- _Stated problem_
Restate the data exactly as given and keep the pictures out.

- _Data provided_

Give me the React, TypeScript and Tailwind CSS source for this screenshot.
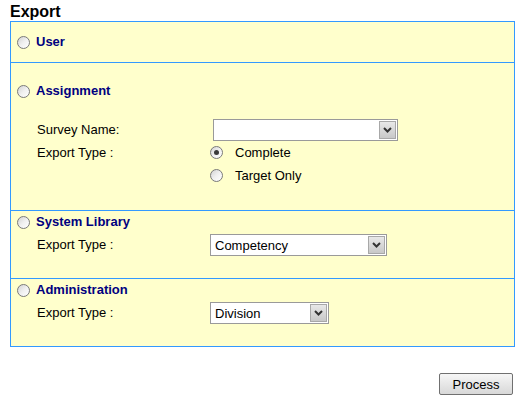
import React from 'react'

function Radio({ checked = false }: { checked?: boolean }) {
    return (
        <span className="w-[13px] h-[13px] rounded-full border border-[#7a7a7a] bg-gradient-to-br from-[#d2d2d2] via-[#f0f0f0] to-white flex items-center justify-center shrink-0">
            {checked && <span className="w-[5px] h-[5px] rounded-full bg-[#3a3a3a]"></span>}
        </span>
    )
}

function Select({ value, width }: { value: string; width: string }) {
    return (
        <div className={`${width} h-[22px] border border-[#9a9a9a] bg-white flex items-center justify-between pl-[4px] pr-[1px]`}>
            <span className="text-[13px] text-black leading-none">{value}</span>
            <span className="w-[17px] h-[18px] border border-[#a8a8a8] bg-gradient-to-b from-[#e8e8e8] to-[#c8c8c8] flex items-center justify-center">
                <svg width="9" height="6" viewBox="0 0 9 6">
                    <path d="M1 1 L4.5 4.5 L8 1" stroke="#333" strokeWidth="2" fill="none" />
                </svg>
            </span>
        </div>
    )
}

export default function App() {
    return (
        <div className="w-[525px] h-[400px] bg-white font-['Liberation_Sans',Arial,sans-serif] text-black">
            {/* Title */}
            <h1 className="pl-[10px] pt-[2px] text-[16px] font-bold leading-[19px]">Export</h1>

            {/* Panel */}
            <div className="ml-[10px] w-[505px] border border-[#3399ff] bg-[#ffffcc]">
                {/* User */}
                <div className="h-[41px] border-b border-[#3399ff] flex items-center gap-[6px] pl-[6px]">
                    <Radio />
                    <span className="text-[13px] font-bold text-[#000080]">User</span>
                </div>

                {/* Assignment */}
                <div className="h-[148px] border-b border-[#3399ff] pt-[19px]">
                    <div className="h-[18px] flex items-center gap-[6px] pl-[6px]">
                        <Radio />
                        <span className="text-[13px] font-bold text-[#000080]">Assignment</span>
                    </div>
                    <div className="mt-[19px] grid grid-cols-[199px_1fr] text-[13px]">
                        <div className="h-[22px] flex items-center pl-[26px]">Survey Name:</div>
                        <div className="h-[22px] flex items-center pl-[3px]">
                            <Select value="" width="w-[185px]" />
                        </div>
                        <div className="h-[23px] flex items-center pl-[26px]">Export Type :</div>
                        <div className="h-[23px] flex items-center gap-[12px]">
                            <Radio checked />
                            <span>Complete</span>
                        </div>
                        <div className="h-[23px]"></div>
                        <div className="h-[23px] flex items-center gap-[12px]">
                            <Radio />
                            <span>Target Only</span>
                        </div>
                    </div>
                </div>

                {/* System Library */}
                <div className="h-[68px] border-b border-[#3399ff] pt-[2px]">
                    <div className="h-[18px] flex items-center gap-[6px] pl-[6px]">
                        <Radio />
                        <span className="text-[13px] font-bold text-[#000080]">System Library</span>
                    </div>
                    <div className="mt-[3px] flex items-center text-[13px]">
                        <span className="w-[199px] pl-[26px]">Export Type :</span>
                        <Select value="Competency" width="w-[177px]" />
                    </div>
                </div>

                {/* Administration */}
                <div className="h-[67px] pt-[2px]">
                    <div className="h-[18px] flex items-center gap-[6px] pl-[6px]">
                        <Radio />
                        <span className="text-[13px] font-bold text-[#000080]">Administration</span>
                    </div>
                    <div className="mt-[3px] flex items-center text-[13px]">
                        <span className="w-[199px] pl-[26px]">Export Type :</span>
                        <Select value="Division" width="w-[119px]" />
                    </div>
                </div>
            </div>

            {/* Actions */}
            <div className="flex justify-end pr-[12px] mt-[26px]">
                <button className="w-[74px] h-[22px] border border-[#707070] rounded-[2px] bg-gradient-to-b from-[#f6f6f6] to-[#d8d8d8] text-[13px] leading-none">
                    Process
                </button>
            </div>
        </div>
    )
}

- _Full solution_
Give me the React, TypeScript and Tailwind CSS source for this screenshot.
import React from 'react'

function Radio({ checked = false }: { checked?: boolean }) {
    return (
        <span className="w-[13px] h-[13px] rounded-full border border-[#7a7a7a] bg-gradient-to-br from-[#d2d2d2] via-[#f0f0f0] to-white flex items-center justify-center shrink-0">
            {checked && <span className="w-[5px] h-[5px] rounded-full bg-[#3a3a3a]"></span>}
        </span>
    )
}

function Select({ value, width }: { value: string; width: string }) {
    return (
        <div className={`${width} h-[22px] border border-[#9a9a9a] bg-white flex items-center justify-between pl-[4px] pr-[1px]`}>
            <span className="text-[13px] text-black leading-none">{value}</span>
            <span className="w-[17px] h-[18px] border border-[#a8a8a8] bg-gradient-to-b from-[#e8e8e8] to-[#c8c8c8] flex items-center justify-center">
                <svg width="9" height="6" viewBox="0 0 9 6">
                    <path d="M1 1 L4.5 4.5 L8 1" stroke="#333" strokeWidth="2" fill="none" />
                </svg>
            </span>
        </div>
    )
}

export default function App() {
    return (
        <div className="w-[525px] h-[400px] bg-white font-['Liberation_Sans',Arial,sans-serif] text-black">
            {/* Title */}
            <h1 className="pl-[10px] pt-[2px] text-[16px] font-bold leading-[19px]">Export</h1>

            {/* Panel */}
            <div className="ml-[10px] w-[505px] border border-[#3399ff] bg-[#ffffcc]">
                {/* User */}
                <div className="h-[41px] border-b border-[#3399ff] flex items-center gap-[6px] pl-[6px]">
                    <Radio />
                    <span className="text-[13px] font-bold text-[#000080]">User</span>
                </div>

                {/* Assignment */}
                <div className="h-[148px] border-b border-[#3399ff] pt-[19px]">
                    <div className="h-[18px] flex items-center gap-[6px] pl-[6px]">
                        <Radio />
                        <span className="text-[13px] font-bold text-[#000080]">Assignment</span>
                    </div>
                    <div className="mt-[19px] grid grid-cols-[199px_1fr] text-[13px]">
                        <div className="h-[22px] flex items-center pl-[26px]">Survey Name:</div>
                        <div className="h-[22px] flex items-center pl-[3px]">
                            <Select value="" width="w-[185px]" />
                        </div>
                        <div className="h-[23px] flex items-center pl-[26px]">Export Type :</div>
                        <div className="h-[23px] flex items-center gap-[12px]">
                            <Radio checked />
                            <span>Complete</span>
                        </div>
                        <div className="h-[23px]"></div>
                        <div className="h-[23px] flex items-center gap-[12px]">
                            <Radio />
                            <span>Target Only</span>
                        </div>
                    </div>
                </div>

                {/* System Library */}
                <div className="h-[68px] border-b border-[#3399ff] pt-[2px]">
                    <div className="h-[18px] flex items-center gap-[6px] pl-[6px]">
                        <Radio />
                        <span className="text-[13px] font-bold text-[#000080]">System Library</span>
                    </div>
                    <div className="mt-[3px] flex items-center text-[13px]">
                        <span className="w-[199px] pl-[26px]">Export Type :</span>
                        <Select value="Competency" width="w-[177px]" />
                    </div>
                </div>

                {/* Administration */}
                <div className="h-[67px] pt-[2px]">
                    <div className="h-[18px] flex items-center gap-[6px] pl-[6px]">
                        <Radio />
                        <span className="text-[13px] font-bold text-[#000080]">Administration</span>
                    </div>
                    <div className="mt-[3px] flex items-center text-[13px]">
                        <span className="w-[199px] pl-[26px]">Export Type :</span>
                        <Select value="Division" width="w-[119px]" />
                    </div>
                </div>
            </div>

            {/* Actions */}
            <div className="flex justify-end pr-[12px] mt-[26px]">
                <button className="w-[74px] h-[22px] border border-[#707070] rounded-[2px] bg-gradient-to-b from-[#f6f6f6] to-[#d8d8d8] text-[13px] leading-none">
                    Process
                </button>
            </div>
        </div>
    )
}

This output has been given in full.